Approach the door to within an arms-length distance.
Elongate and grab onto the handle with your hand.
Unlike the door handle if necessary.
Manipulate the handle to release the door catch.
Contract your arm in a way as to pivot the door around its hinges.
Proceed through the open doorway.
Manoeuvre your arm and body such to reposition the door in the closed position.
Release your hand from the handle in a way to re-engage the catch.
Lock the door handle if required.
Proceed away from the door.
OpenAI's new o1 model explicitly undergoes chain-of-thought reasoning to construct a similar set of steps that it can implement to complete a task prompted by the user, which in this setting acts as the context. However, understandably, we do not have access to the raw set of steps the model uses as this could be quickly reverse-engineered by a competitor or adversary.
Opening a door is a rather simple reasoning strategy. It is probably reasonable to assume then that most of our general reasoning strategies can be summarised with around 10-100 lines of pseudo-code. Humans can certainly execute longer reasoning strategies, however, these are probably an application of several general reasoning strategies, and we probably have memorised relatively few of these. Therefore, we do not consider them in this estimation.
Now supposing that each line has around 50 extended ASCII characters, it follows that, on average, a human reasoning trajectory would require around 500 to 5000 bytes of memory to store. Of course, here we are assuming that these trajectories are stored in something akin to natural language, at least in terms of memory requirements.
Consequences
Assuming that these large language models use all of their storage to memorise these reasoning trajectories, it follows that large language models can memorise around 160 million to 1.6 billion reasoning trajectories. As we have mentioned before, these reasoning trajectories need to be contextualised to be useful. Hence, it cannot be the case that all of a large language model's storage is used for memorising these trajectories, it must use some, probably a significant amount, of it to store knowledge.

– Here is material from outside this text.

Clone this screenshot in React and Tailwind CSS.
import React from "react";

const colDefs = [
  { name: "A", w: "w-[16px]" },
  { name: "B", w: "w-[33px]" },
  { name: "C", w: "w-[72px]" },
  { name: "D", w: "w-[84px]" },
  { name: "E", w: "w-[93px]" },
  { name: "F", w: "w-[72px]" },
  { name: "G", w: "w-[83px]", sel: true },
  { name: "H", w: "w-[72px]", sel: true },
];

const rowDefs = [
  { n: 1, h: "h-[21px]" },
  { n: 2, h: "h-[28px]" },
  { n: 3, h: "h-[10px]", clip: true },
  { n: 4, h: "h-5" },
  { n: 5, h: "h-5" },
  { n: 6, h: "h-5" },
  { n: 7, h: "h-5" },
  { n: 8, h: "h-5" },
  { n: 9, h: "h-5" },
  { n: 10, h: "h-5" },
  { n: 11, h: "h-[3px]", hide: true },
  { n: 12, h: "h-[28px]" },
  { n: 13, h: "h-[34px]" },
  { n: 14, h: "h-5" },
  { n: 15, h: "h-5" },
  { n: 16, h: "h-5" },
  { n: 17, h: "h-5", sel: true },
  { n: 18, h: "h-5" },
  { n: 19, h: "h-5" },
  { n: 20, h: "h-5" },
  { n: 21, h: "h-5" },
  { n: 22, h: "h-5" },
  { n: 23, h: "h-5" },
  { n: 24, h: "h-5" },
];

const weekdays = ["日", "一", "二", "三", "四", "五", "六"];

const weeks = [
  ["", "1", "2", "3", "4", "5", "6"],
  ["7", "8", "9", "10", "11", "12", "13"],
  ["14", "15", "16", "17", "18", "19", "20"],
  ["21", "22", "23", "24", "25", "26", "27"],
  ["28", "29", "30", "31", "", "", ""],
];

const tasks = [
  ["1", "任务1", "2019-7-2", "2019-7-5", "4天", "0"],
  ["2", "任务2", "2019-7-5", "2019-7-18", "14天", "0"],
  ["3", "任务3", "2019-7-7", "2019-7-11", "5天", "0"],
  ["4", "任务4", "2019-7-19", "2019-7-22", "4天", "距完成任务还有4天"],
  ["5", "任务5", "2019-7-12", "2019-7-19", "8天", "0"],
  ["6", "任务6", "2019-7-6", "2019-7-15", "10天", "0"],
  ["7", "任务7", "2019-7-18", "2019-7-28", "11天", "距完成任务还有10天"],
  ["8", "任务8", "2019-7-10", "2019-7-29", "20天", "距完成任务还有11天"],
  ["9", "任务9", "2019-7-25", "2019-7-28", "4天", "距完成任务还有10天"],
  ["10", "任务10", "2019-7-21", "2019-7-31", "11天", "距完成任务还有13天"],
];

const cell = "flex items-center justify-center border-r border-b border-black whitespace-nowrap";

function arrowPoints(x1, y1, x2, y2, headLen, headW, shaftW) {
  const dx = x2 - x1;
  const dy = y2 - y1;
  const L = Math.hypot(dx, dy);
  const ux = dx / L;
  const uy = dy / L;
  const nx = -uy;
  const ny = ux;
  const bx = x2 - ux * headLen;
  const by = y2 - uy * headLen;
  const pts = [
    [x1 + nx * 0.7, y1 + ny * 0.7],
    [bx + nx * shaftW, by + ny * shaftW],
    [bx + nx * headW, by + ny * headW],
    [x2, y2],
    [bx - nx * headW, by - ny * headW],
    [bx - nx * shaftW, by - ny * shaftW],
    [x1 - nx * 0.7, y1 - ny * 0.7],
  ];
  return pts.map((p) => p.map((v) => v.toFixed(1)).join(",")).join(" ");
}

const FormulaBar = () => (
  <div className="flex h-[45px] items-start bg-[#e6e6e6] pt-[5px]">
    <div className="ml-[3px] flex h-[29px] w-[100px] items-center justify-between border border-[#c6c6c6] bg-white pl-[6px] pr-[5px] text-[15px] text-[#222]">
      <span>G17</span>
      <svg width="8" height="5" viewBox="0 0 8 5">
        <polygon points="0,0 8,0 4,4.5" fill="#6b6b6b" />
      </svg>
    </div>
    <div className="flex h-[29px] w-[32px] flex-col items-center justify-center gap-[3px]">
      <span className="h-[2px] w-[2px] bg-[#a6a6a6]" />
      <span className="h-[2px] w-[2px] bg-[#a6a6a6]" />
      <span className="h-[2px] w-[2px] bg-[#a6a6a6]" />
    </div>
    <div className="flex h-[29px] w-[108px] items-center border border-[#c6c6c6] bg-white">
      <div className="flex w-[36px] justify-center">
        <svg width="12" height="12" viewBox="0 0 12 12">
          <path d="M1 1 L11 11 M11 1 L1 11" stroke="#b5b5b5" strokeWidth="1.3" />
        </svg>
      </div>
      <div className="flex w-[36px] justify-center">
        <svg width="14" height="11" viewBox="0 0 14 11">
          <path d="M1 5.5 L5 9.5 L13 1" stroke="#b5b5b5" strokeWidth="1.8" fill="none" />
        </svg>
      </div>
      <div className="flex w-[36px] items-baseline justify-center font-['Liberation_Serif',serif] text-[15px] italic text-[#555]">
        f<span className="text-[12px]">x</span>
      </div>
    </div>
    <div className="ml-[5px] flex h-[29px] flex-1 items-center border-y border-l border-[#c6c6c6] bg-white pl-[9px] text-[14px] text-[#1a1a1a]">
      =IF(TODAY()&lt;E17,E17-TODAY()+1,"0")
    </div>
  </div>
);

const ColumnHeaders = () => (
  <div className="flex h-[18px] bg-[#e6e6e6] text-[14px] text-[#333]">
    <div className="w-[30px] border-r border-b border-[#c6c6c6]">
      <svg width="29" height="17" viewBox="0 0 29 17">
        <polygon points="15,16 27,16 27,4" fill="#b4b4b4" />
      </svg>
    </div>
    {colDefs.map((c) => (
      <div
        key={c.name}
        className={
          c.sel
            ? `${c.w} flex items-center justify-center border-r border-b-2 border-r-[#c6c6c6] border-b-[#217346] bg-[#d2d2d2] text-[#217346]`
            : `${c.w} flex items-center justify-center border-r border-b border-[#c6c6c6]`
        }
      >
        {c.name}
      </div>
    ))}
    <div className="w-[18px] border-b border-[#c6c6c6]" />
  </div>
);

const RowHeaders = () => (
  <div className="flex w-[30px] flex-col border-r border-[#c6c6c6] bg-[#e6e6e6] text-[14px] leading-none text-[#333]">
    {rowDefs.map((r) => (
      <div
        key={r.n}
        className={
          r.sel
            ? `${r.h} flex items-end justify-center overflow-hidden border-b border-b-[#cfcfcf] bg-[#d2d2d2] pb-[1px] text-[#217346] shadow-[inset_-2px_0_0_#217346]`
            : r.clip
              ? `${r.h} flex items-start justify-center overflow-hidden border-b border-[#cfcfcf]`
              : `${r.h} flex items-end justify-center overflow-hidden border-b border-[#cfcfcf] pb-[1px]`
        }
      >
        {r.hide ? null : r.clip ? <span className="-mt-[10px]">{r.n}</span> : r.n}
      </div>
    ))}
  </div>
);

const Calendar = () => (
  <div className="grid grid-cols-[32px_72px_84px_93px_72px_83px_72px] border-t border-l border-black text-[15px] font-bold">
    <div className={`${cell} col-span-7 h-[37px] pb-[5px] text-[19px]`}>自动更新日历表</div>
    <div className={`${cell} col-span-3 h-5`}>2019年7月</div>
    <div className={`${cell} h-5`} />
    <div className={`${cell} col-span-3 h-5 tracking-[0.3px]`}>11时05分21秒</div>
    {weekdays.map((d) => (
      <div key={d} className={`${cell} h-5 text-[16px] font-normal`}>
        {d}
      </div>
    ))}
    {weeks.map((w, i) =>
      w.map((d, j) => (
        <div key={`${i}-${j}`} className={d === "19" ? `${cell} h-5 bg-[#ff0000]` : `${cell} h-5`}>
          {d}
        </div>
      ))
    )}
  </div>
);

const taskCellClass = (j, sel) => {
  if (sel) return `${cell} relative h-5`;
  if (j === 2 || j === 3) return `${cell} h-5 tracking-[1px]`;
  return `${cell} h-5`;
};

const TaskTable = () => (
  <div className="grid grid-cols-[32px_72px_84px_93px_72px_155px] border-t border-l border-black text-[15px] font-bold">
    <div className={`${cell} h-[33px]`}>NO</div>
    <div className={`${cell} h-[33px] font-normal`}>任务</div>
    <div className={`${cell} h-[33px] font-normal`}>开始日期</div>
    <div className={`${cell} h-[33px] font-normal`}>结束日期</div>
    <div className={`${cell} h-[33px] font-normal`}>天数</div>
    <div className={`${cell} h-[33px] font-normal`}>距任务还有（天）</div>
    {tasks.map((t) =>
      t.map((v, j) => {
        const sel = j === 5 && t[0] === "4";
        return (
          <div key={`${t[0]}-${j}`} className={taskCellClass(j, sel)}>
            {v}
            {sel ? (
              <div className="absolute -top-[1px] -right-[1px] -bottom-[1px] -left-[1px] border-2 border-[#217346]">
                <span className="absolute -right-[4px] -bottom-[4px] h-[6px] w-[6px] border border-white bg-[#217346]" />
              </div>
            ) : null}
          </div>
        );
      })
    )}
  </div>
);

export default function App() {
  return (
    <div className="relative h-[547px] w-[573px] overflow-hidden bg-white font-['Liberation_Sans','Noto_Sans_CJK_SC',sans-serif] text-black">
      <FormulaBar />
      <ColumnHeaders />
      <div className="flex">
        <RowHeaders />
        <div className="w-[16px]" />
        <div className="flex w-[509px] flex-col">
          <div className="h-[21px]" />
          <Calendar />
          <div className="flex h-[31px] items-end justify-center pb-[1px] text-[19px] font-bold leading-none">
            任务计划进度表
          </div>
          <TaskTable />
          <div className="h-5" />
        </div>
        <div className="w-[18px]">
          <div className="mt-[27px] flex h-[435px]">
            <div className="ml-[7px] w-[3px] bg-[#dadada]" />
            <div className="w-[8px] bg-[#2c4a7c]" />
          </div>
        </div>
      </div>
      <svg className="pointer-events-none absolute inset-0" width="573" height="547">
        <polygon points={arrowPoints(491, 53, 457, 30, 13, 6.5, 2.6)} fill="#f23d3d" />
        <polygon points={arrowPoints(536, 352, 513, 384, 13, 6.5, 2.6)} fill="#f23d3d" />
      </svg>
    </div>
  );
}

Suppose that humans also store these reasoning trajectories as these lines of natural language. Then given that the human brain has a capacity of around 2.5 million billion bytes, at a minimum 1.6 billion reasoning trajectories would occupy around 0.032% of a human's memory. Along with the fact that each human does not have an identical set of reasoning trajectories to other humans, it is likely that to effectively interact with users large language models would have to memorise significantly more reasoning trajectories than 1.6 billion. There is even room to accommodate the fact that the model does not have to memorise all these trajectories as some are inherently physical.
It is perhaps more likely then that these models have a mechanism for generating reasoning patterns in a way that exhausts the vast space of human trajectories more efficiently than simply memorising ones they have observed in the training data. Of course, these methods of generating reasoning trajectories are flawed, leading to some poor behaviours. It is the work of those developing these models to find ways to ensure that the methods the model learns to generate these reasoning trajectories are as robust as those we use to generate our own.